La transition démographique se fait sentir de manière prononcée aujourd’hui avec le passage à la pension de la génération du papy-boom. Depuis 2003, nos dépenses de pension augmentent deux fois plus rapidement que les cotisations de Sécurité sociale. Et cela n’est pas lié aux différentes politiques d’allégement des cotisations de Sécurité sociale puisque la part des recettes de cotisations sociales dans le PIB reste constante.
En revanche, la croissance des dépenses de pension est alimentée par un double effet : la hausse du nombre de pensionnés (environ 35 000 pensionnés supplémentaires par an) et la hausse de la pension moyenne qui s’explique par le relèvement des minima pension, par l’arrivée massive de jeunes pensionnés avec des pensions plus élevées que leurs aînés et par la pension des femmes qui augmente en parallèle avec leur participation accrue sur le marché du travail.
Solidarité obligatoire
Pour répondre au défi de la réforme des pensions, nous avons besoin de l’intelligence de tous, des parlementaires, des partenaires sociaux, des administrations de pension, des citoyens et de celles et ceux qui font l’information.
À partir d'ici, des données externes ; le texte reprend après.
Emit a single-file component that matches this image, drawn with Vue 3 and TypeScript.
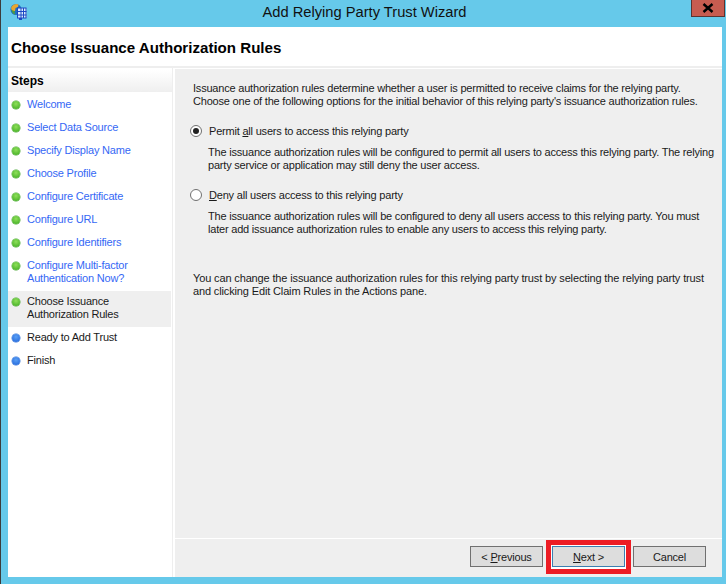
<script setup lang="ts">
interface Step { label: string[]; state: 'done' | 'current' | 'todo' }
const steps: Step[] = [
  { label: ['Welcome'], state: 'done' },
  { label: ['Select Data Source'], state: 'done' },
  { label: ['Specify Display Name'], state: 'done' },
  { label: ['Choose Profile'], state: 'done' },
  { label: ['Configure Certificate'], state: 'done' },
  { label: ['Configure URL'], state: 'done' },
  { label: ['Configure Identifiers'], state: 'done' },
  { label: ['Configure Multi-factor', 'Authentication Now?'], state: 'done' },
  { label: ['Choose Issuance', 'Authorization Rules'], state: 'current' },
  { label: ['Ready to Add Trust'], state: 'todo' },
  { label: ['Finish'], state: 'todo' },
]
</script>

<template>
  <div class="window">
    <header class="titlebar">
      <svg class="appicon" width="17" height="17" viewBox="0 0 17 17">
        <circle cx="6" cy="6.500" r="5.500" fill="#1f6fc0" />
        <path d="M2 3 Q5 0 8.500 1.500 L8 4 L5.500 5 L5 8 L2.500 8 Q0 5.500 2 3Z" fill="#e9a62f" />
        <path d="M1.500 7 L4.500 8 L5 11.500 Q2.500 11 1.500 7Z" fill="#4f9e3a" />
        <path d="M7 5h9.500v10H7z" fill="#dcecfb" />
        <path d="M7 5h9.500M7 8.500h9.500M7 12h9.500M7 15h9.500M7.500 5v10M11 5v10M13.500 5v10M16 5v10" stroke="#1c48c4" stroke-width="1" fill="none" />
        <path d="M9 15h3v2H9z" fill="#1c48c4" />
      </svg>
      <span class="wintitle">Add Relying Party Trust Wizard</span>
      <div class="close">
        <svg width="12" height="10" viewBox="0 0 12 10"><path d="M1.500 1 L10.500 9 M10.500 1 L1.500 9" stroke="#000" stroke-width="2.400" /></svg>
      </div>
    </header>
    <div class="client">
      <div class="pagehead"><h1>Choose Issuance Authorization Rules</h1></div>
      <div class="body">
        <aside class="sidebar">
          <div class="stepshead">Steps</div>
          <ul class="steps">
            <li v-for="s in steps" :key="s.label[0]" class="step" :class="s.state">
              <span class="dot"></span>
              <span class="lines"><span v-for="l in s.label" :key="l" class="line">{{ l }}</span></span>
            </li>
          </ul>
        </aside>
        <main class="main">
          <div class="content">
            <p class="intro">Issuance authorization rules determine whether a user is permitted to receive claims for the relying party.<br />Choose one of the following options for the initial behavior of this relying party's issuance authorization rules.</p>
            <div class="option first">
              <span class="radio checked"></span>
              <span>Permit <u>a</u>ll users to access this relying party</span>
            </div>
            <p class="desc">The issuance authorization rules will be configured to permit all users to access this relying party. The relying<br />party service or application may still deny the user access.</p>
            <div class="option second">
              <span class="radio"></span>
              <span><u>D</u>eny all users access to this relying party</span>
            </div>
            <p class="desc">The issuance authorization rules will be configured to deny all users access to this relying party. You must<br />later add issuance authorization rules to enable any users to access this relying party.</p>
            <p class="note">You can change the issuance authorization rules for this relying party trust by selecting the relying party trust<br />and clicking Edit Claim Rules in the Actions pane.</p>
          </div>
          <footer class="buttons">
            <button class="btn outer">&lt; <u>P</u>revious</button>
            <span class="highlight"><button class="btn default"><u>N</u>ext &gt;</button></span>
            <button class="btn outer">Cancel</button>
          </footer>
        </main>
      </div>
    </div>
  </div>
</template>

<style>
html, body { margin: 0; padding: 0; background: #66c9ea; }
</style>

<style scoped>
.window {
  width: 726px;
  height: 584px;
  box-sizing: border-box;
  background: #66c9ea;
  border-left: 1px solid #3c3c3c;
  display: flex;
  flex-direction: column;
  font-family: "Liberation Sans", Arial, sans-serif;
  font-size: 11px;
  letter-spacing: -0.2px;
  color: #1a1a1a;
  overflow: hidden;
}
.titlebar {
  height: 27px;
  flex: none;
  position: relative;
  display: flex;
  justify-content: center;
  align-items: center;
}
.appicon { position: absolute; left: 9px; top: 3px; }
.wintitle { font-size: 14.700px; color: #111; padding: 0 0 4px 2px; letter-spacing: 0; }
.close {
  position: absolute;
  right: 1px;
  top: 0;
  width: 34px;
  height: 17px;
  box-sizing: border-box;
  background: #c75c50;
  border: 1px solid #5c3330;
  border-top: 0;
  display: flex;
  align-items: center;
  justify-content: center;
}
.close svg { margin-bottom: 1px; }
.client {
  flex: 1;
  margin: 0 4px 7px 7px;
  background: #fff;
  display: flex;
  flex-direction: column;
  min-height: 0;
}
.pagehead {
  height: 39px;
  flex: none;
  border-bottom: 2px solid #eeeeee;
  display: flex;
  align-items: center;
  padding-left: 3px;
}
h1 { margin: 2px 0 0; font-size: 15.100px; line-height: 20px; font-weight: 700; color: #000; letter-spacing: 0; }
.body { flex: 1; display: flex; min-height: 0; }
.sidebar { width: 164px; flex: none; border-right: 1px solid #eeeeee; }
.stepshead {
  height: 22px;
  margin-top: 2px;
  box-sizing: border-box;
  padding: 4px 0 0 3px;
  font-weight: 700;
  font-size: 12px;
  letter-spacing: 0;
  color: #000;
  background: linear-gradient(#ffffff, #efefef);
}
.steps { list-style: none; margin: 2px 0 0; padding: 0; }
.step {
  display: flex;
  align-items: flex-start;
  padding: 4px 0 6px 4px;
  color: #3568f5;
}
.step.current { background: #efefef; color: #1a1a1a; margin-right: 1px; }
.step.todo { color: #1a1a1a; }
.lines { display: flex; flex-direction: column; margin-left: 7px; line-height: 13px; }
.line { white-space: nowrap; }
.dot {
  width: 8px;
  height: 8px;
  margin-top: 3px;
  border-radius: 50%;
  flex: none;
  background: radial-gradient(circle at 50% 35%, #8fe05a, #3aa81e);
  box-shadow: 0 0 0 0.500px #4fa83a;
}
.todo .dot {
  background: radial-gradient(circle at 50% 35%, #5aa0f5, #1e62d8);
  box-shadow: 0 0 0 0.500px #3a78d8;
}
.main {
  flex: 1;
  margin: 1px 0 0 2px;
  background: #efefef;
  display: flex;
  flex-direction: column;
  min-width: 0;
}
.content { flex: 1; padding: 13px 0 0 18px; line-height: 13px; }
p { margin: 0; white-space: nowrap; }
.option { display: flex; align-items: center; gap: 7px; margin-left: -3px; color: #1a1a1a; height: 14px; }
.option.first { margin-top: 16px; }
.option.second { margin-top: 16px; }
.radio {
  width: 10px;
  height: 10px;
  border: 1px solid #707070;
  border-radius: 50%;
  background: #fff;
  flex: none;
  position: relative;
}
.radio.checked::after {
  content: "";
  position: absolute;
  left: 2px;
  top: 2px;
  width: 6px;
  height: 6px;
  border-radius: 50%;
  background: #222;
}
.desc { margin: 8px 0 0 15px; }
.note { margin-top: 36px; letter-spacing: -0.14px; }
.buttons {
  height: 37px;
  flex: none;
  border-top: 1px solid #fff;
  display: flex;
  align-items: flex-start;
  justify-content: flex-end;
  padding: 1px 16px 0 0;
  box-sizing: content-box;
}
.btn {
  width: 73px;
  height: 21px;
  box-sizing: border-box;
  border: 1px solid #707070;
  background: #dddddd;
  font-family: inherit;
  font-size: 11px;
  letter-spacing: inherit;
  color: #1a1a1a;
  padding: 0;
}
.btn.outer { margin-top: 6px; }
.btn.default { border-color: #3c7fb1; display: block; }
.highlight {
  border: 5px solid #ed1c24;
  padding: 1px 1px 2px;
  margin: 0 2px 0 3px;
  display: flex;
  background: #fff;
}
</style>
Nous avons besoin de plus de pédagogie et moins de démagogie. Plus d’informations objectives et moins d’opinions dogmatiques.
Plus une communauté de destin et moins des communautés de lobby et groupes d’intérêt. Les débats sur les pensions ont pour particularité de se nourrir des peurs et ces débats se fondent souvent sur des fantasmes ("la pension à points est une loterie") et des discours alarmistes ("votre pension est menacée") qui ne favorisent pas le changement mais au contraire crispent les positions des uns et des autres et débouchent sur l’immobilisme.
Le projet d’une réforme structurelle, pragmatique et non dogmatique des pensions, consiste en la mise en place d’un système de pension basé sur des règles communes (entre régimes de pension des fonctionnaires, des salariés et des indépendants) renforçant la solidarité intergénérationnelle, responsabilisant chacun dans ses choix, protégeant les plus fragiles par la solidarité avec ceux qui peuvent répondre à ces fragilités, et permettant à tous de ressentir le fruit de son travail par sa dimension contributive.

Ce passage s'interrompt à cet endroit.